The Falcons are open to adding another veteran wideout, and they have even worked out cornerback DeAngelo Hall with the receivers. Considering the price tag on some of the available options, it seems likelier that Jerome Pathon will fill the No. 3 role when the season starts. But if the Falcons can't get some consistency out of Jenkins or White as a go-to receiver, more pressure will be placed on Vick to make things happen with his legs in passing situations.
- It's no secret that Falcons owner Arthur Blank doesn't spare expenses when it comes to his team's creature comforts. But after seeing the franchise's practice complex in its entirety – with the team's dormitory campus finally completed – you'd be hard-pressed to find a more lavish facility in the country.
Nestled into Flowery Branch, the gated office complex is perched in front of three top-notch practice fields, another sprawling indoor field and the aforementioned dorms, which include a players' lounge that players describe in Club Med terms. In an era when extras can make the difference in free-agent recruiting, Atlanta's facility is unmatched.
- You might not see him a great deal this season, but running back Jerious Norwood looks like he has the goods to be the next big-time rusher from the middle rounds of the draft. He'll have to get slightly bigger and stronger to prove he can be a featured back, but the third-round pick out of Mississippi State clearly has the one-cut-and-go ability to flourish in the Falcons' blocking scheme.

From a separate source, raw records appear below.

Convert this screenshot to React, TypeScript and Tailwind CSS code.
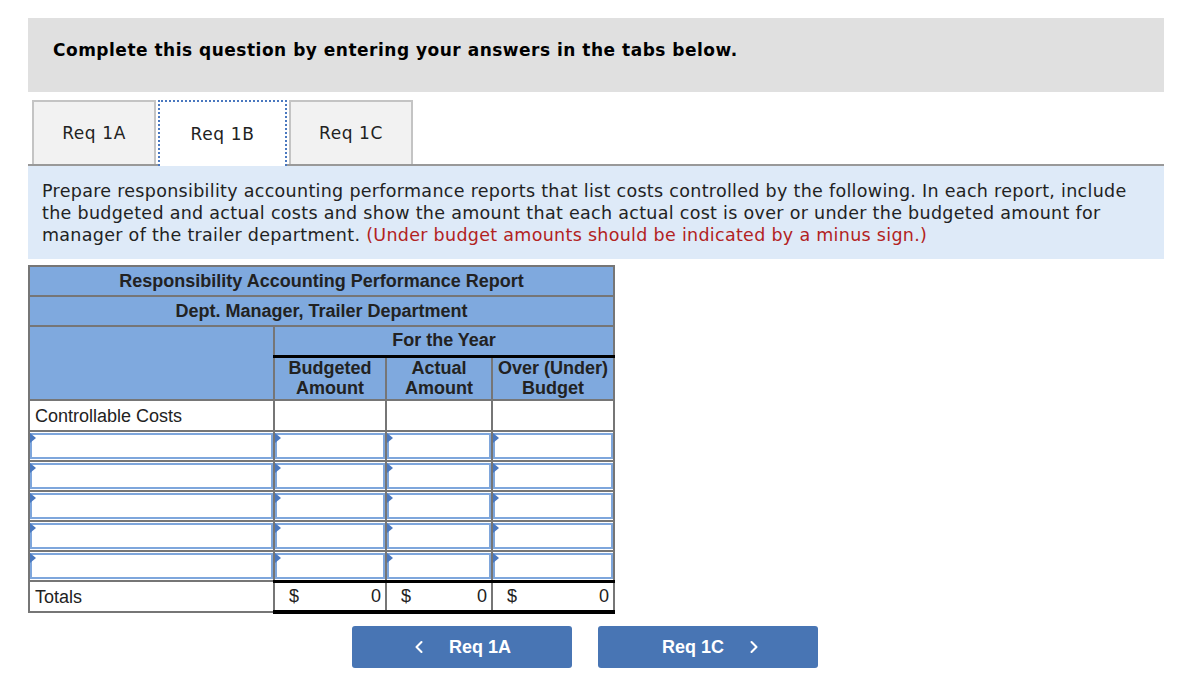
import { ChevronLeft, ChevronRight } from "lucide-react";

const verdana = { fontFamily: '"DejaVu Sans", Verdana, sans-serif' };

function InputBox() {
  return (
    <div className="relative h-[26px] border-2 border-[#7ea6dc] bg-white">
      <span className="absolute -left-[2px] -top-[2px] h-0 w-0 border-y-[5px] border-l-[6px] border-y-transparent border-l-[#4a78bf]" />
    </div>
  );
}

function Tab({ label, active }: { label: string; active?: boolean }) {
  if (active) {
    return (
      <div className="mb-[-2px] flex h-[66px] w-[129px] items-center justify-center border-2 border-b-0 border-dotted border-[#4a78bf] bg-white pt-[2px] text-[17px] tracking-[0.6px] text-[#222]">
        {label}
      </div>
    );
  }
  return (
    <div className="flex h-[64px] w-[124px] items-center justify-center border-2 border-b-0 border-[#c4c4c4] bg-[#f2f2f2] pt-[2px] text-[17px] tracking-[0.6px] text-[#222]">
      {label}
    </div>
  );
}

export default function App() {
  const rows = [0, 1, 2, 3, 4];
  const cell = "border-2 border-[#767676]";
  return (
    <div className="min-h-[692px] w-[1190px] bg-white pt-[18px]">
      <div className="ml-[28px] mr-[26px]" style={verdana}>
        <div className="flex h-[74px] items-center bg-[#e0e0e0] pl-[25px] pb-[8px] text-[17px] font-bold tracking-[0.5px] text-black">
          Complete this question by entering your answers in the tabs below.
        </div>

        <div className="mt-[8px] flex items-end gap-[2px] border-b-2 border-[#999] pl-[4px]">
          <Tab label="Req 1A" />
          <Tab label="Req 1B" active />
          <Tab label="Req 1C" />
        </div>

        <p className="bg-[#deeaf8] px-[14px] pt-[14px] pb-[13px] text-[17.5px] leading-[22px] tracking-[0.3px] text-[#222]">
          Prepare responsibility accounting performance reports that list costs controlled by the following. In each report, include the budgeted and actual costs and show the amount that each actual cost is over or under the budgeted amount for manager of the trailer department.{" "}
          <span className="text-[#b22222]">(Under budget amounts should be indicated by a minus sign.)</span>
        </p>
      </div>

      <div className="ml-[28px] mt-[6px]" style={{ fontFamily: '"Liberation Sans", Arial, sans-serif' }}>
        <table className="w-[585px] table-fixed border-collapse text-[18px] text-[#222]">
          <colgroup>
            <col className="w-[245px]" />
            <col className="w-[112px]" />
            <col className="w-[106px]" />
            <col className="w-[122px]" />
          </colgroup>
          <tbody>
            <tr className="h-[30px] bg-[#7fa9de] font-bold">
              <td colSpan={4} className={`${cell} text-center`}>Responsibility Accounting Performance Report</td>
            </tr>
            <tr className="h-[30px] bg-[#7fa9de] font-bold">
              <td colSpan={4} className={`${cell} text-center`}>Dept. Manager, Trailer Department</td>
            </tr>
            <tr className="h-[30px] bg-[#7fa9de] font-bold">
              <td rowSpan={2} className={cell}></td>
              <td colSpan={3} className="border-2 border-b-[3px] border-[#767676] border-b-black text-center">For the Year</td>
            </tr>
            <tr className="h-[44px] bg-[#7fa9de] font-bold leading-[20px]">
              <td className={`${cell} text-center`}>Budgeted<br />Amount</td>
              <td className={`${cell} text-center`}>Actual<br />Amount</td>
              <td className={`${cell} text-center`}>Over (Under)<br />Budget</td>
            </tr>
            <tr className="h-[30px]">
              <td className={`${cell} px-[5px] pt-[2px]`}>Controllable Costs</td>
              <td className={cell}></td>
              <td className={cell}></td>
              <td className={cell}></td>
            </tr>
            {rows.map((r) => (
              <tr key={r} className="h-[30px]">
                {[0, 1, 2, 3].map((c) => (
                  <td key={c} className={`${cell} p-0`}>
                    <InputBox />
                  </td>
                ))}
              </tr>
            ))}
            <tr className="h-[28px]">
              <td className={`${cell} px-[5px] pt-[2px]`}>Totals</td>
              {[0, 1, 2].map((c) => (
                <td key={c} className="border-x-2 border-t-[3px] border-b-[4px] border-[#767676] border-t-black border-b-black px-[4px]">
                  <div className="flex justify-between pl-[10px]">
                    <span>$</span>
                    <span>0</span>
                  </div>
                </td>
              ))}
            </tr>
          </tbody>
        </table>

        <div className="mt-[12px] flex gap-[26px] pl-[324px]">
          <div className="flex h-[42px] w-[220px] items-center justify-center gap-[20px] rounded-[3px] bg-[#4875b4] pr-[4px] text-[18px] font-bold text-white">
            <ChevronLeft size={20} strokeWidth={2.5} />
            <span>Req 1A</span>
          </div>
          <div className="flex h-[42px] w-[220px] items-center justify-center gap-[20px] rounded-[3px] bg-[#4875b4] pl-[10px] text-[18px] font-bold text-white">
            <span>Req 1C</span>
            <ChevronRight size={20} strokeWidth={2.5} />
          </div>
        </div>
      </div>
    </div>
  );
}
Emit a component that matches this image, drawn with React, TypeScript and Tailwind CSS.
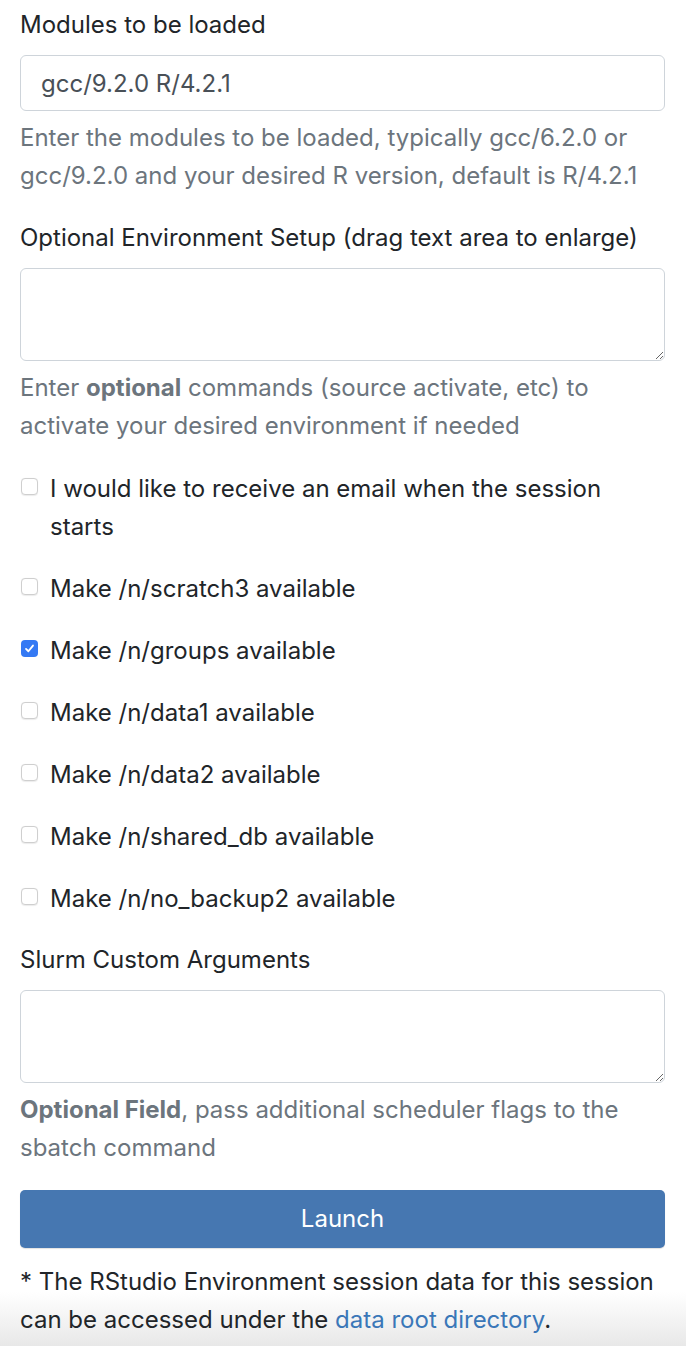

During one practice, Norwood took a handoff and bounced it off the right side of the line, where it appeared cornerback Jimmy Williams had him bottled up. But by the time Williams had taken a half step in the wrong direction, Norwood had planted his foot and bolted past him untouched. Williams slapped his hands together and exclaimed, "That [expletive] is fast!" to a chorus of laughter from teammates.